The Project will work with selected communities to help deploying and serving data using our building blocks, demonstrating portability, generality and economies of scale; will help and encourage other institutions and communities to use the tools, while seeking collaborations that result in disruptive changes, and will build tools that accelerate the timescale to deploy new services and applications and rapidly test new ideas.

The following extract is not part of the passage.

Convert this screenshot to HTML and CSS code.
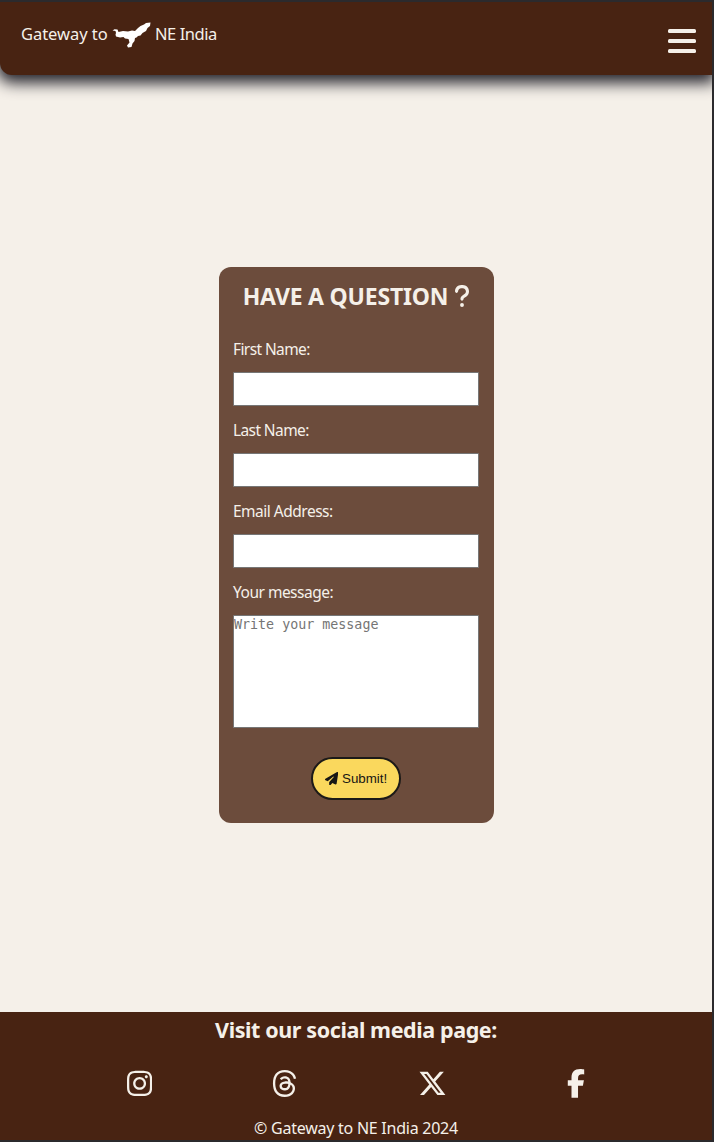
FILE: index.html
```html
<!DOCTYPE html>
<html lang="en">
<head>
<meta charset="utf-8">
<title>Gateway to NE India</title>
<link rel="stylesheet" href="styles.css">
</head>
<body>
<div class="page">
  <header class="header">
    <div class="brand">
      <span class="brand-start">Gateway to</span>
      <svg class="brand-map" viewBox="0 0 39 26"><path d="M0.500 8.500L2.500 7.300l3 .2 1 2.500L11 9l5 .5 4-1 3 .5L26 6l2.500-2L32 2.500l2-1.500 4.500-.5L38 4l-2.500 2-1.500 3-3.500 2-2 2.500-2.500.5-1.500 1.500-1.500.5-.5 3-2 2.500-1 3.500-3.500.5-1-2 2.500-3-1-3.500-3.500-.5-1.500-1.500-3.500.5-4-1-.5-2 .5-1.500L3.500 9z"/></svg>
      <span class="brand-end">NE India</span>
    </div>
    <svg class="menu" viewBox="0 0 28 24"><rect width="28" height="4" rx="1.500"/><rect y="10" width="28" height="4" rx="1.500"/><rect y="20" width="28" height="4" rx="1.500"/></svg>
  </header>
  <main class="main">
    <form class="card">
      <h1 class="title"><span class="title-text">HAVE A QUESTION</span>
        <svg class="question" viewBox="16 32 288 448"><path d="M80 160c0-35.300 28.700-64 64-64h32c35.300 0 64 28.700 64 64v3.600c0 21.800-11.100 42.100-29.400 53.800l-42.200 27.100c-25.200 16.200-40.400 44.100-40.400 74V320c0 17.700 14.300 32 32 32s32-14.300 32-32v-1.400c0-8.200 4.200-15.800 11-20.200l42.200-27.100c36.600-23.600 58.800-64.100 58.800-107.700V160c0-70.700-57.300-128-128-128H144C73.300 32 16 89.300 16 160c0 17.700 14.300 32 32 32s32-14.300 32-32zm80 320a40 40 0 1 0 0-80 40 40 0 1 0 0 80z"/></svg>
      </h1>
      <label class="label l-short" for="first">First Name:</label>
      <input class="field" id="first" type="text">
      <label class="label l-short" for="last">Last Name:</label>
      <input class="field" id="last" type="text">
      <label class="label" for="email">Email Address:</label>
      <input class="field" id="email" type="text">
      <label class="label" for="message">Your message:</label>
      <textarea class="field message" id="message" placeholder="Write your message"></textarea>
      <button class="submit" type="button">
        <svg class="plane" viewBox="0 0 512 512"><path d="M498.100 5.600c10.100 7 15.400 19.100 13.500 31.200l-64 416c-1.500 9.700-7.400 18.200-16 23s-18.900 5.400-28 1.600L284 427.700l-68.500 74.100c-8.900 9.700-22.900 12.900-35.200 8.100S160 493.200 160 480V396.400c0-4 1.500-7.800 4.200-10.700L331.800 202.800c5.800-6.300 5.600-16-.4-22s-15.700-6.400-22-.7L106 360.800 17.700 316.600C7.100 311.300 .3 300.700 0 288.900s5.900-22.800 16.100-28.700l448-256c10.700-6.100 23.900-5.500 34 1.400z"/></svg>
        <span>Submit!</span>
      </button>
    </form>
  </main>
  <footer class="footer">
    <h2 class="social-title">Visit our social media page:</h2>
    <nav class="social">
      <svg viewBox="0 0 448 512" width="25.200"><path d="M224.100 141c-63.600 0-114.900 51.300-114.900 114.900s51.300 114.900 114.900 114.900S339 319.500 339 255.900 287.700 141 224.100 141zm0 189.600c-41.100 0-74.700-33.500-74.700-74.700s33.500-74.700 74.700-74.700 74.700 33.500 74.700 74.700-33.600 74.700-74.700 74.700zm146.400-194.300c0 14.900-12 26.800-26.800 26.800-14.900 0-26.800-12-26.800-26.800s12-26.800 26.800-26.800 26.800 12 26.800 26.800zm76.100 27.200c-1.700-35.900-9.900-67.700-36.200-93.900-26.200-26.200-58-34.400-93.900-36.200-37-2.100-147.900-2.100-184.900 0-35.800 1.700-67.600 9.900-93.900 36.100s-34.400 58-36.200 93.900c-2.100 37-2.100 147.900 0 184.900 1.700 35.900 9.900 67.700 36.200 93.900s58 34.400 93.900 36.200c37 2.100 147.900 2.100 184.900 0 35.900-1.700 67.700-9.900 93.900-36.200 26.200-26.200 34.400-58 36.200-93.900 2.100-37 2.100-147.800 0-184.800zM398.800 388c-7.800 19.600-22.900 34.700-42.600 42.600-29.500 11.700-99.500 9-132.100 9s-102.700 2.600-132.100-9c-19.600-7.800-34.700-22.900-42.600-42.600-11.700-29.500-9-99.500-9-132.100s-2.600-102.700 9-132.100c7.800-19.600 22.900-34.700 42.600-42.600 29.500-11.700 99.500-9 132.100-9s102.700-2.600 132.100 9c19.600 7.800 34.700 22.900 42.600 42.600 11.700 29.500 9 99.500 9 132.100s2.700 102.700-9 132.100z"/></svg>
      <svg viewBox="0 0 448 512" width="25.200"><path d="M331.500 235.700c2.200 .9 4.200 1.900 6.300 2.800c29.200 14.100 50.600 35.200 61.800 61.400c15.700 36.500 17.200 95.800-30.300 143.200c-36.200 36.200-80.300 52.500-142.600 53h-.3c-70.200-.5-124.100-24.100-160.400-70.200c-32.300-41-48.900-98.100-49.500-169.600V256v-.2C17 184.300 33.600 127.200 65.900 86.200C102.200 40.100 156.200 16.500 226.400 16h.3c70.300 .5 124.900 24 162.300 69.900c18.400 22.700 32 50 40.600 81.700l-40.400 10.800c-7.100-25.800-17.800-47.800-32.200-65.400c-29.200-35.800-73-54.200-130.500-54.600c-57 .5-100.100 18.800-128.200 54.400C72.100 146.100 58.500 194.300 58 256c.5 61.700 14.100 109.900 40.300 143.300c28 35.600 71.200 53.900 128.200 54.400c51.400-.4 85.400-12.600 113.700-40.900c32.300-32.200 31.700-71.800 21.400-95.900c-6.100-14.200-17.100-26-31.900-34.900c-3.700 26.900-11.800 48.300-24.700 64.800c-17.100 21.800-41.400 33.600-72.700 35.300c-23.600 1.300-46.300-4.400-63.900-16c-20.800-13.800-33-34.800-34.300-59.300c-2.500-48.300 35.700-83 95.200-86.400c21.100-1.200 40.900-.3 59.200 2.800c-2.400-14.800-7.300-26.600-14.600-35.200c-10-11.700-25.600-17.700-46.200-17.800H227c-16.600 0-39 4.600-53.300 26.300l-34.400-23.600c19.200-29.100 50.300-45.100 87.800-45.100h.8c62.600 .4 99.900 39.500 103.700 107.700l-.2 .2zm-156 68.800c1.300 25.100 28.400 36.800 54.600 35.300c25.600-1.400 54.600-11.400 59.500-73.200c-13.200-2.900-27.800-4.400-43.400-4.400c-4.800 0-9.600 .1-14.400 .4c-42.900 2.400-57.200 23.200-56.200 41.800l-.1 .1z"/></svg>
      <svg viewBox="0 0 512 512" width="28.800"><path d="M389.200 48h70.600L305.600 224.200 487 464H345L233.700 318.600 106.500 464H35.800L200.700 275.500 26.800 48H172.400L272.900 180.900 389.200 48zM364.400 421.800h39.100L151.100 88h-42L364.400 421.800z"/></svg>
      <svg viewBox="0 0 320 512" width="18"><path d="M80 299.300V512H196V299.300h86.500l18-97.800H196V166.900c0-51.700 20.300-71.500 72.700-71.500c16.300 0 29.400 .4 37 1.200V7.900C291.400 4 256.400 0 236.200 0C129.300 0 80 50.500 80 159.400v42.100H14v97.800H80z"/></svg>
    </nav>
    <p class="copyright">© Gateway to NE India 2024</p>
  </footer>
</div>
</body>
</html>
```
FILE: styles.css
```css
* { box-sizing: border-box; }
body {
  margin: 0;
  height: 1142px;
  padding: 2px 2px 2px 0;
  background: #2b2a2d;
  color: #f5f0e9;
  font-family: "Noto Sans", sans-serif;
  overflow: hidden;
}
svg { display: block; flex: none; fill: currentColor; }
.page {
  display: flex;
  flex-direction: column;
  height: 1138px;
  background: #f5f0e9;
  overflow: hidden;
}
.header {
  display: flex;
  justify-content: space-between;
  align-items: flex-start;
  flex: none;
  height: 73px;
  padding: 20px 16px 0 21px;
  background: #482312;
  border-radius: 0 0 0 12px;
  box-shadow: 0 5px 15px 3px #25242c;
}
.brand { display: flex; font-size: 16.500px; line-height: 24px; white-space: nowrap; }
.brand-start { width: 91px; letter-spacing: -0.050px; }
.brand-end { letter-spacing: -0.450px; }
.brand-map { width: 39px; height: 26px; margin-right: 4px; color: #fff; }
.menu { width: 28px; height: 24px; margin-top: 7px; }
.main { flex: 1; display: flex; justify-content: center; align-items: flex-start; padding-top: 192px; }
.card {
  display: flex;
  flex-direction: column;
  width: 275px;
  height: 555.500px;
  padding: 14px 14.500px 0;
  background: #6c4c3c;
  border-radius: 12px;
}
.title {
  display: flex;
  justify-content: center;
  gap: 7px;
  margin: 0 0 38px;
  font-size: 23px;
  line-height: 30px;
  white-space: nowrap;
}
.title-text { letter-spacing: -0.200px; }
.question { width: 14px; height: 22px; margin-top: 4px; }
.label {
  margin: -12px 0 11px;
  font-size: 15.500px;
  line-height: 24px;
  letter-spacing: -0.500px;
  white-space: nowrap;
}
.l-short { letter-spacing: -0.600px; }
.field {
  display: block;
  width: 246px;
  height: 34px;
  margin: 0 0 24px;
  padding: 0;
  border: 1px solid #767676;
  border-radius: 1px;
  background: #fff;
}
.message {
  height: 113px;
  margin-bottom: 29px;
  padding-top: 1px;
  resize: none;
  font: 13.333px/16px "DejaVu Sans Mono", monospace;
  overflow: hidden;
}
.message::placeholder { color: #757575; }
.submit {
  display: flex;
  align-items: center;
  justify-content: center;
  align-self: center;
  gap: 4px;
  width: 90px;
  height: 43px;
  padding: 0;
  border: 2px solid #1c1a18;
  border-radius: 22px;
  background: #fad85d;
  color: #171614;
  font: 13.333px "Liberation Sans", sans-serif;
}
.plane { width: 13.300px; height: 13.300px; }
.footer { flex: none; height: 128px; background: #482312; text-align: center; }
.social-title { margin: 3px 0 24px; font-size: 21.500px; line-height: 30px; letter-spacing: -0.400px; }
.social { display: flex; justify-content: center; gap: 120.500px; height: 28.800px; }
.social svg { height: 28.800px; }
.copyright { margin: 18px 0 0; font-size: 16px; line-height: 24px; letter-spacing: -0.250px; }
```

The Project will enable individual users to bring their "small data" and analyze it collaboratively in the context of the large data. Our particular goals are:
(i) Take full ownership of the SDSS Archive (database and flat files) and ensure a scalable and robust environment for its continued operation;
(ii) Build upon our decade-long effort on SDSS and its ad-hoc spinoffs, through reengineering its components into portable and general building blocks;
(iii) Systematically address curation issues arising from using a service-oriented architecture (SOA), and the resulting service life-cycle;
(iv) Work with projects from additional scientific domains to help deploying and serving data using our building blocks, demonstrating portability, generality and economies of scale;
(v) Develop scalable extensions to our database cluster in order to deal with large numerical simulations scaling up to petabytes, and turn them into open numerical laboratories;
(vi) Use our CasJobs Collaborative Environment to address the problem of small but complex data in the "Long Tail" of science.